What to produce »
Output every line exactly as written. Leave out pictures.

Supplied data »

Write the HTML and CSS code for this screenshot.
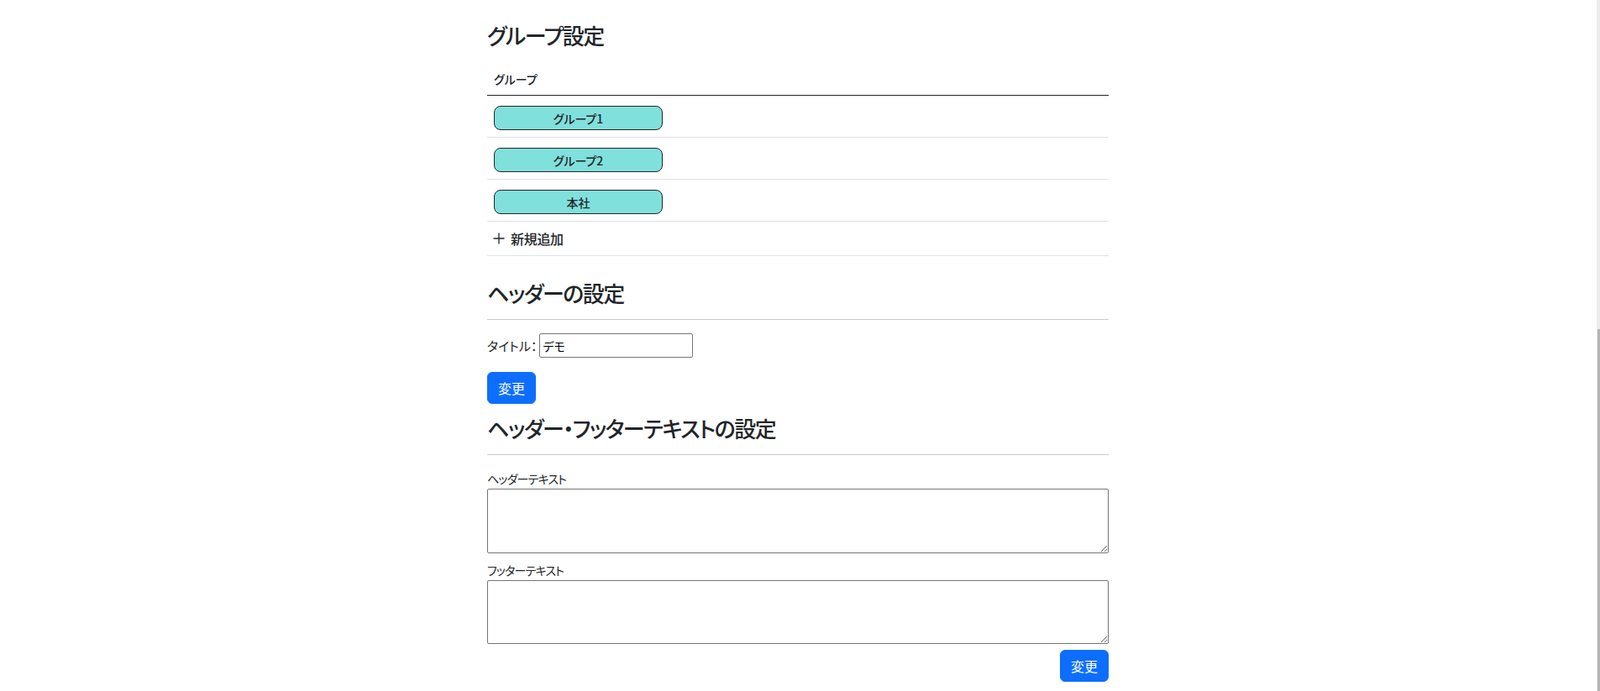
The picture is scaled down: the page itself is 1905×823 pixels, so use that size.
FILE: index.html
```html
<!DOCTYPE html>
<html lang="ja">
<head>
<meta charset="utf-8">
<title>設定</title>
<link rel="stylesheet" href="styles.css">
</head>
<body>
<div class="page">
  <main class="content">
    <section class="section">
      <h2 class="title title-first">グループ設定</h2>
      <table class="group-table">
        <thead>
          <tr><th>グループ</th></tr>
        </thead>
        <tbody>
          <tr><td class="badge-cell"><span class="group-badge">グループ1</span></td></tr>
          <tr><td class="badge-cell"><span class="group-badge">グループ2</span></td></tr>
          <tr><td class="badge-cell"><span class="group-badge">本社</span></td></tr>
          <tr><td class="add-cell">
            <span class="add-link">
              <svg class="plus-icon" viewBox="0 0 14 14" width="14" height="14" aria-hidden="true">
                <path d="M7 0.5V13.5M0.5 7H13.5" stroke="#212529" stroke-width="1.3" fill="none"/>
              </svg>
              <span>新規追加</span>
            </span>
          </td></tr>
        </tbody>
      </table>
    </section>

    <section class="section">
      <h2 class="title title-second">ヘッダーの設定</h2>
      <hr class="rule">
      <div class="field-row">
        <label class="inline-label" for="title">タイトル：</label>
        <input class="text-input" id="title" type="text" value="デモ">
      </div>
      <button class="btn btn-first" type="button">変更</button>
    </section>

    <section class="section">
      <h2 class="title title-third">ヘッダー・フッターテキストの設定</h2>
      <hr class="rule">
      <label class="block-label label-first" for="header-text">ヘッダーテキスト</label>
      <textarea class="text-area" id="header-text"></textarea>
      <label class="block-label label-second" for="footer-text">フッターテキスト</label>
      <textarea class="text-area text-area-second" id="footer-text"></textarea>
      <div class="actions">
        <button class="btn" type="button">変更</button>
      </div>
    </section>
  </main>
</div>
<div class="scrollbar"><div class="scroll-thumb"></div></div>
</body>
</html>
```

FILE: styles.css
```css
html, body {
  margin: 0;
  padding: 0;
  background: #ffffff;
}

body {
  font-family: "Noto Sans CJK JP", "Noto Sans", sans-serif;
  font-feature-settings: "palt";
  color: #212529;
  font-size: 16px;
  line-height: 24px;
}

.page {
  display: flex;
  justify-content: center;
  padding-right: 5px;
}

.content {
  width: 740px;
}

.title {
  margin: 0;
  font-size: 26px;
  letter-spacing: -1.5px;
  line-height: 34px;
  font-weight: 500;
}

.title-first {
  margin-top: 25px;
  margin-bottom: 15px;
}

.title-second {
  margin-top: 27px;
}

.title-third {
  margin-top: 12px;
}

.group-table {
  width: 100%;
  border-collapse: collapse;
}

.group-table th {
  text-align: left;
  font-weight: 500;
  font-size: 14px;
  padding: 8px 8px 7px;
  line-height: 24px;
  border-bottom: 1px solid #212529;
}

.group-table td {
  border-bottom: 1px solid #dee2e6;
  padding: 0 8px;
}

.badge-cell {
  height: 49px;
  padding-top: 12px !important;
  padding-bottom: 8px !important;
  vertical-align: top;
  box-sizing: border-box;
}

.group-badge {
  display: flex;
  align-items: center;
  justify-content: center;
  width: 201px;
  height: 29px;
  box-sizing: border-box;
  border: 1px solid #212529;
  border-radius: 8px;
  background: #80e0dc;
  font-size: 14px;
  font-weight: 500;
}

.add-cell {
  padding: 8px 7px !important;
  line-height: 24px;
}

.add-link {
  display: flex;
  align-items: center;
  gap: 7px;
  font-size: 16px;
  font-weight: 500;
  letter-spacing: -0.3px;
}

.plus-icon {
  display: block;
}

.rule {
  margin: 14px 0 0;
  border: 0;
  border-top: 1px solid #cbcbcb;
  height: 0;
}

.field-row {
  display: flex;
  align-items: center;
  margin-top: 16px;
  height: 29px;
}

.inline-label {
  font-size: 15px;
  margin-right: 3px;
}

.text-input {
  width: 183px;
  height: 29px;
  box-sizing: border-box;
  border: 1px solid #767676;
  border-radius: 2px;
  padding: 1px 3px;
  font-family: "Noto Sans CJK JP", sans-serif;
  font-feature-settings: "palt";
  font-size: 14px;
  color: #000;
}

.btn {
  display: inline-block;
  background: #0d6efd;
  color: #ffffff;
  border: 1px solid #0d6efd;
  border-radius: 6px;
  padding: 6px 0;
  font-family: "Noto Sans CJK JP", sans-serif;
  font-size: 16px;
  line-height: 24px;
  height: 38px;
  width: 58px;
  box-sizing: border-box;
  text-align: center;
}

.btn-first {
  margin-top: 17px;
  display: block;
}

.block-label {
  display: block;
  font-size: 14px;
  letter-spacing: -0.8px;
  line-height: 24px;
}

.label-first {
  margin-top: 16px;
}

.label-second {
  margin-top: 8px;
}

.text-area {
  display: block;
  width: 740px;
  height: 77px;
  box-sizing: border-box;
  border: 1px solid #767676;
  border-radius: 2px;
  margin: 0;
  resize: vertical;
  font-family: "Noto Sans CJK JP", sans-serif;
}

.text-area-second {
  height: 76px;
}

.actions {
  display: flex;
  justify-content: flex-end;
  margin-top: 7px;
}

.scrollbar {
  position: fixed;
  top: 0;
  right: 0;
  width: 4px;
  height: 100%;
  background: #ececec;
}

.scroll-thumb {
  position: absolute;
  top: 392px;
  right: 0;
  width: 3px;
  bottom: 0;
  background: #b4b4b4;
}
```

Solution »
Write the HTML and CSS code for this screenshot.
The picture is scaled down: the page itself is 1905×823 pixels, so use that size.
FILE: index.html
```html
<!DOCTYPE html>
<html lang="ja">
<head>
<meta charset="utf-8">
<title>設定</title>
<link rel="stylesheet" href="styles.css">
</head>
<body>
<div class="page">
  <main class="content">
    <section class="section">
      <h2 class="title title-first">グループ設定</h2>
      <table class="group-table">
        <thead>
          <tr><th>グループ</th></tr>
        </thead>
        <tbody>
          <tr><td class="badge-cell"><span class="group-badge">グループ1</span></td></tr>
          <tr><td class="badge-cell"><span class="group-badge">グループ2</span></td></tr>
          <tr><td class="badge-cell"><span class="group-badge">本社</span></td></tr>
          <tr><td class="add-cell">
            <span class="add-link">
              <svg class="plus-icon" viewBox="0 0 14 14" width="14" height="14" aria-hidden="true">
                <path d="M7 0.5V13.5M0.5 7H13.5" stroke="#212529" stroke-width="1.3" fill="none"/>
              </svg>
              <span>新規追加</span>
            </span>
          </td></tr>
        </tbody>
      </table>
    </section>

    <section class="section">
      <h2 class="title title-second">ヘッダーの設定</h2>
      <hr class="rule">
      <div class="field-row">
        <label class="inline-label" for="title">タイトル：</label>
        <input class="text-input" id="title" type="text" value="デモ">
      </div>
      <button class="btn btn-first" type="button">変更</button>
    </section>

    <section class="section">
      <h2 class="title title-third">ヘッダー・フッターテキストの設定</h2>
      <hr class="rule">
      <label class="block-label label-first" for="header-text">ヘッダーテキスト</label>
      <textarea class="text-area" id="header-text"></textarea>
      <label class="block-label label-second" for="footer-text">フッターテキスト</label>
      <textarea class="text-area text-area-second" id="footer-text"></textarea>
      <div class="actions">
        <button class="btn" type="button">変更</button>
      </div>
    </section>
  </main>
</div>
<div class="scrollbar"><div class="scroll-thumb"></div></div>
</body>
</html>
```

FILE: styles.css
```css
html, body {
  margin: 0;
  padding: 0;
  background: #ffffff;
}

body {
  font-family: "Noto Sans CJK JP", "Noto Sans", sans-serif;
  font-feature-settings: "palt";
  color: #212529;
  font-size: 16px;
  line-height: 24px;
}

.page {
  display: flex;
  justify-content: center;
  padding-right: 5px;
}

.content {
  width: 740px;
}

.title {
  margin: 0;
  font-size: 26px;
  letter-spacing: -1.5px;
  line-height: 34px;
  font-weight: 500;
}

.title-first {
  margin-top: 25px;
  margin-bottom: 15px;
}

.title-second {
  margin-top: 27px;
}

.title-third {
  margin-top: 12px;
}

.group-table {
  width: 100%;
  border-collapse: collapse;
}

.group-table th {
  text-align: left;
  font-weight: 500;
  font-size: 14px;
  padding: 8px 8px 7px;
  line-height: 24px;
  border-bottom: 1px solid #212529;
}

.group-table td {
  border-bottom: 1px solid #dee2e6;
  padding: 0 8px;
}

.badge-cell {
  height: 49px;
  padding-top: 12px !important;
  padding-bottom: 8px !important;
  vertical-align: top;
  box-sizing: border-box;
}

.group-badge {
  display: flex;
  align-items: center;
  justify-content: center;
  width: 201px;
  height: 29px;
  box-sizing: border-box;
  border: 1px solid #212529;
  border-radius: 8px;
  background: #80e0dc;
  font-size: 14px;
  font-weight: 500;
}

.add-cell {
  padding: 8px 7px !important;
  line-height: 24px;
}

.add-link {
  display: flex;
  align-items: center;
  gap: 7px;
  font-size: 16px;
  font-weight: 500;
  letter-spacing: -0.3px;
}

.plus-icon {
  display: block;
}

.rule {
  margin: 14px 0 0;
  border: 0;
  border-top: 1px solid #cbcbcb;
  height: 0;
}

.field-row {
  display: flex;
  align-items: center;
  margin-top: 16px;
  height: 29px;
}

.inline-label {
  font-size: 15px;
  margin-right: 3px;
}

.text-input {
  width: 183px;
  height: 29px;
  box-sizing: border-box;
  border: 1px solid #767676;
  border-radius: 2px;
  padding: 1px 3px;
  font-family: "Noto Sans CJK JP", sans-serif;
  font-feature-settings: "palt";
  font-size: 14px;
  color: #000;
}

.btn {
  display: inline-block;
  background: #0d6efd;
  color: #ffffff;
  border: 1px solid #0d6efd;
  border-radius: 6px;
  padding: 6px 0;
  font-family: "Noto Sans CJK JP", sans-serif;
  font-size: 16px;
  line-height: 24px;
  height: 38px;
  width: 58px;
  box-sizing: border-box;
  text-align: center;
}

.btn-first {
  margin-top: 17px;
  display: block;
}

.block-label {
  display: block;
  font-size: 14px;
  letter-spacing: -0.8px;
  line-height: 24px;
}

.label-first {
  margin-top: 16px;
}

.label-second {
  margin-top: 8px;
}

.text-area {
  display: block;
  width: 740px;
  height: 77px;
  box-sizing: border-box;
  border: 1px solid #767676;
  border-radius: 2px;
  margin: 0;
  resize: vertical;
  font-family: "Noto Sans CJK JP", sans-serif;
}

.text-area-second {
  height: 76px;
}

.actions {
  display: flex;
  justify-content: flex-end;
  margin-top: 7px;
}

.scrollbar {
  position: fixed;
  top: 0;
  right: 0;
  width: 4px;
  height: 100%;
  background: #ececec;
}

.scroll-thumb {
  position: absolute;
  top: 392px;
  right: 0;
  width: 3px;
  bottom: 0;
  background: #b4b4b4;
}
```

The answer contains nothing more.